■ Requirements:
Transcribe the listing exactly, leaving out every picture.

■ Data:
▼

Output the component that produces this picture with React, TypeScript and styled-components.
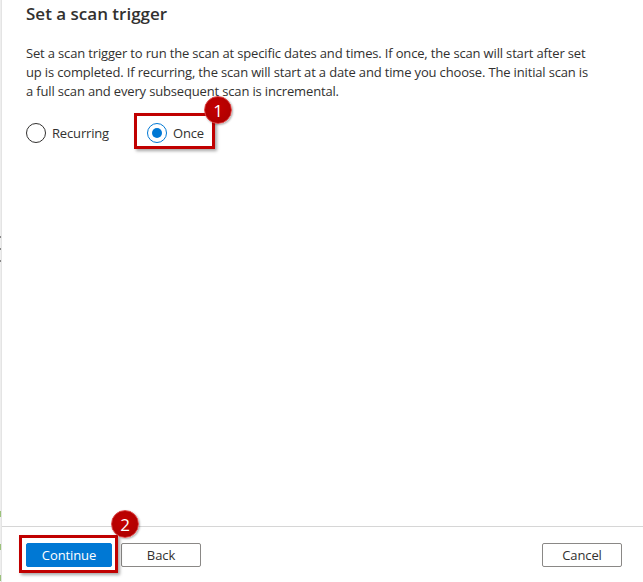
import React from "react";
import styled, { createGlobalStyle } from "styled-components";

const Global = createGlobalStyle`
  html, body { margin: 0; padding: 0; background: #fff; }
  body { font-family: "Open Sans", "Noto Sans", Arial, sans-serif; color: #323130; }
  * { box-sizing: border-box; }
`;

const Frame = styled.div`
  display: flex;
  width: 643px;
  height: 582px;
  overflow: hidden;
`;

const LeftStrip = styled.div`
  width: 2px;
  flex: none;
  background: #eeeeee;
  border-right: 1px solid #e4e4e4;
  display: flex;
  flex-direction: column;
`;

const StripMark = styled.div<{ $top: number; $color: string; $h: number }>`
  margin-top: ${(p) => p.$top}px;
  height: ${(p) => p.$h}px;
  background: ${(p) => p.$color};
`;

const Panel = styled.div`
  flex: 1;
  display: flex;
  flex-direction: column;
`;

const Content = styled.div`
  flex: 1;
  padding: 2px 24px 0 24px;
`;

const Title = styled.h2`
  margin: 0;
  font-size: 17px;
  font-weight: 600;
  line-height: 24px;
  color: #323130;
`;

const Description = styled.p`
  margin: 18px 0 0 0;
  font-size: 13px;
  letter-spacing: -0.16px;
  line-height: 19px;
  color: #323130;
`;

const RadioGroup = styled.div`
  display: flex;
  gap: 38px;
  margin-top: 22px;
`;

const Option = styled.label`
  position: relative;
  display: flex;
  align-items: center;
  gap: 6px;
  font-size: 13px;
  letter-spacing: -0.16px;
  color: #323130;
  height: 20px;
`;

const Circle = styled.span<{ $checked: boolean }>`
  width: 20px;
  height: 20px;
  border-radius: 50%;
  border: 1px solid ${(p) => (p.$checked ? "#0078d4" : "#323130")};
  display: flex;
  align-items: center;
  justify-content: center;
  &::after {
    content: "";
    width: 10px;
    height: 10px;
    border-radius: 50%;
    background: ${(p) => (p.$checked ? "#0078d4" : "transparent")};
  }
`;

const Highlight = styled.span<{ $inset: string }>`
  position: absolute;
  inset: ${(p) => p.$inset};
  border: 3px solid #c00000;
  box-shadow: 2px 2px 3px rgba(0, 0, 0, 0.35);
  pointer-events: none;
`;

const Badge = styled.span<{ $left: number; $top: number }>`
  position: absolute;
  left: ${(p) => p.$left}px;
  top: ${(p) => p.$top}px;
  width: 28px;
  height: 28px;
  border-radius: 50%;
  background: radial-gradient(circle at 45% 40%, #c40000 0%, #b00000 70%, #8e0000 100%);
  border: 1px solid #d44;
  color: #fff;
  font-family: "Open Sans", Arial, sans-serif;
  font-size: 17px;
  font-weight: 400;
  letter-spacing: 0;
  display: flex;
  align-items: center;
  justify-content: center;
  box-shadow: 1px 1px 2px rgba(0, 0, 0, 0.3);
`;

const Footer = styled.div`
  border-top: 1px solid #d6d6d6;
  height: 56px;
  flex: none;
  display: flex;
  align-items: flex-start;
  padding: 16px 21px 0 24px;
  gap: 9px;
`;

const ButtonWrap = styled.div`
  position: relative;
  display: flex;
`;

const Button = styled.button<{ $primary?: boolean }>`
  height: 24px;
  width: ${(p) => (p.$primary ? "86px" : "80px")};
  border-radius: 2px;
  font-family: "Open Sans", Arial, sans-serif;
  font-size: 13px;
  letter-spacing: -0.1px;
  padding: 0;
  border: 1px solid ${(p) => (p.$primary ? "#0078d4" : "#8a8886")};
  background: ${(p) => (p.$primary ? "#0078d4" : "#fff")};
  color: ${(p) => (p.$primary ? "#fff" : "#323130")};
`;

const Spacer = styled.div`
  flex: 1;
`;

export default function App() {
  return (
    <>
      <Global />
      <Frame>
        <LeftStrip>
          <StripMark $top={236} $color="#888" $h={2} />
          <StripMark $top={10} $color="#888" $h={2} />
          <StripMark $top={10} $color="#888" $h={2} />
          <StripMark $top={249} $color="#9bc27a" $h={6} />
          <StripMark $top={27} $color="#9bc27a" $h={6} />
          <StripMark $top={25} $color="#9bc27a" $h={6} />
        </LeftStrip>
        <Panel>
          <Content>
            <Title>Set a scan trigger</Title>
            <Description>
              Set a scan trigger to run the scan at specific dates and times. If once, the scan will start after set
              <br />
              up is completed. If recurring, the scan will start at a date and time you choose. The initial scan is
              <br />
              a full scan and every subsequent scan is incremental.
            </Description>
            <RadioGroup>
              <Option>
                <Circle $checked={false} />
                Recurring
              </Option>
              <Option>
                <Circle $checked={true} />
                Once
                <Highlight $inset="-10px -11px -6px -13px" />
                <Badge $left={57} $top={-27}>1</Badge>
              </Option>
            </RadioGroup>
          </Content>
          <Footer>
            <ButtonWrap>
              <Button $primary>Continue</Button>
              <Highlight $inset="-8px -6px -6px -7px" />
              <Badge $left={85} $top={-33}>2</Badge>
            </ButtonWrap>
            <Button>Back</Button>
            <Spacer />
            <Button>Cancel</Button>
          </Footer>
        </Panel>
      </Frame>
    </>
  );
}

▲

■ Complete answer:
Output the component that produces this picture with React, TypeScript and styled-components.
import React from "react";
import styled, { createGlobalStyle } from "styled-components";

const Global = createGlobalStyle`
  html, body { margin: 0; padding: 0; background: #fff; }
  body { font-family: "Open Sans", "Noto Sans", Arial, sans-serif; color: #323130; }
  * { box-sizing: border-box; }
`;

const Frame = styled.div`
  display: flex;
  width: 643px;
  height: 582px;
  overflow: hidden;
`;

const LeftStrip = styled.div`
  width: 2px;
  flex: none;
  background: #eeeeee;
  border-right: 1px solid #e4e4e4;
  display: flex;
  flex-direction: column;
`;

const StripMark = styled.div<{ $top: number; $color: string; $h: number }>`
  margin-top: ${(p) => p.$top}px;
  height: ${(p) => p.$h}px;
  background: ${(p) => p.$color};
`;

const Panel = styled.div`
  flex: 1;
  display: flex;
  flex-direction: column;
`;

const Content = styled.div`
  flex: 1;
  padding: 2px 24px 0 24px;
`;

const Title = styled.h2`
  margin: 0;
  font-size: 17px;
  font-weight: 600;
  line-height: 24px;
  color: #323130;
`;

const Description = styled.p`
  margin: 18px 0 0 0;
  font-size: 13px;
  letter-spacing: -0.16px;
  line-height: 19px;
  color: #323130;
`;

const RadioGroup = styled.div`
  display: flex;
  gap: 38px;
  margin-top: 22px;
`;

const Option = styled.label`
  position: relative;
  display: flex;
  align-items: center;
  gap: 6px;
  font-size: 13px;
  letter-spacing: -0.16px;
  color: #323130;
  height: 20px;
`;

const Circle = styled.span<{ $checked: boolean }>`
  width: 20px;
  height: 20px;
  border-radius: 50%;
  border: 1px solid ${(p) => (p.$checked ? "#0078d4" : "#323130")};
  display: flex;
  align-items: center;
  justify-content: center;
  &::after {
    content: "";
    width: 10px;
    height: 10px;
    border-radius: 50%;
    background: ${(p) => (p.$checked ? "#0078d4" : "transparent")};
  }
`;

const Highlight = styled.span<{ $inset: string }>`
  position: absolute;
  inset: ${(p) => p.$inset};
  border: 3px solid #c00000;
  box-shadow: 2px 2px 3px rgba(0, 0, 0, 0.35);
  pointer-events: none;
`;

const Badge = styled.span<{ $left: number; $top: number }>`
  position: absolute;
  left: ${(p) => p.$left}px;
  top: ${(p) => p.$top}px;
  width: 28px;
  height: 28px;
  border-radius: 50%;
  background: radial-gradient(circle at 45% 40%, #c40000 0%, #b00000 70%, #8e0000 100%);
  border: 1px solid #d44;
  color: #fff;
  font-family: "Open Sans", Arial, sans-serif;
  font-size: 17px;
  font-weight: 400;
  letter-spacing: 0;
  display: flex;
  align-items: center;
  justify-content: center;
  box-shadow: 1px 1px 2px rgba(0, 0, 0, 0.3);
`;

const Footer = styled.div`
  border-top: 1px solid #d6d6d6;
  height: 56px;
  flex: none;
  display: flex;
  align-items: flex-start;
  padding: 16px 21px 0 24px;
  gap: 9px;
`;

const ButtonWrap = styled.div`
  position: relative;
  display: flex;
`;

const Button = styled.button<{ $primary?: boolean }>`
  height: 24px;
  width: ${(p) => (p.$primary ? "86px" : "80px")};
  border-radius: 2px;
  font-family: "Open Sans", Arial, sans-serif;
  font-size: 13px;
  letter-spacing: -0.1px;
  padding: 0;
  border: 1px solid ${(p) => (p.$primary ? "#0078d4" : "#8a8886")};
  background: ${(p) => (p.$primary ? "#0078d4" : "#fff")};
  color: ${(p) => (p.$primary ? "#fff" : "#323130")};
`;

const Spacer = styled.div`
  flex: 1;
`;

export default function App() {
  return (
    <>
      <Global />
      <Frame>
        <LeftStrip>
          <StripMark $top={236} $color="#888" $h={2} />
          <StripMark $top={10} $color="#888" $h={2} />
          <StripMark $top={10} $color="#888" $h={2} />
          <StripMark $top={249} $color="#9bc27a" $h={6} />
          <StripMark $top={27} $color="#9bc27a" $h={6} />
          <StripMark $top={25} $color="#9bc27a" $h={6} />
        </LeftStrip>
        <Panel>
          <Content>
            <Title>Set a scan trigger</Title>
            <Description>
              Set a scan trigger to run the scan at specific dates and times. If once, the scan will start after set
              <br />
              up is completed. If recurring, the scan will start at a date and time you choose. The initial scan is
              <br />
              a full scan and every subsequent scan is incremental.
            </Description>
            <RadioGroup>
              <Option>
                <Circle $checked={false} />
                Recurring
              </Option>
              <Option>
                <Circle $checked={true} />
                Once
                <Highlight $inset="-10px -11px -6px -13px" />
                <Badge $left={57} $top={-27}>1</Badge>
              </Option>
            </RadioGroup>
          </Content>
          <Footer>
            <ButtonWrap>
              <Button $primary>Continue</Button>
              <Highlight $inset="-8px -6px -6px -7px" />
              <Badge $left={85} $top={-33}>2</Badge>
            </ButtonWrap>
            <Button>Back</Button>
            <Spacer />
            <Button>Cancel</Button>
          </Footer>
        </Panel>
      </Frame>
    </>
  );
}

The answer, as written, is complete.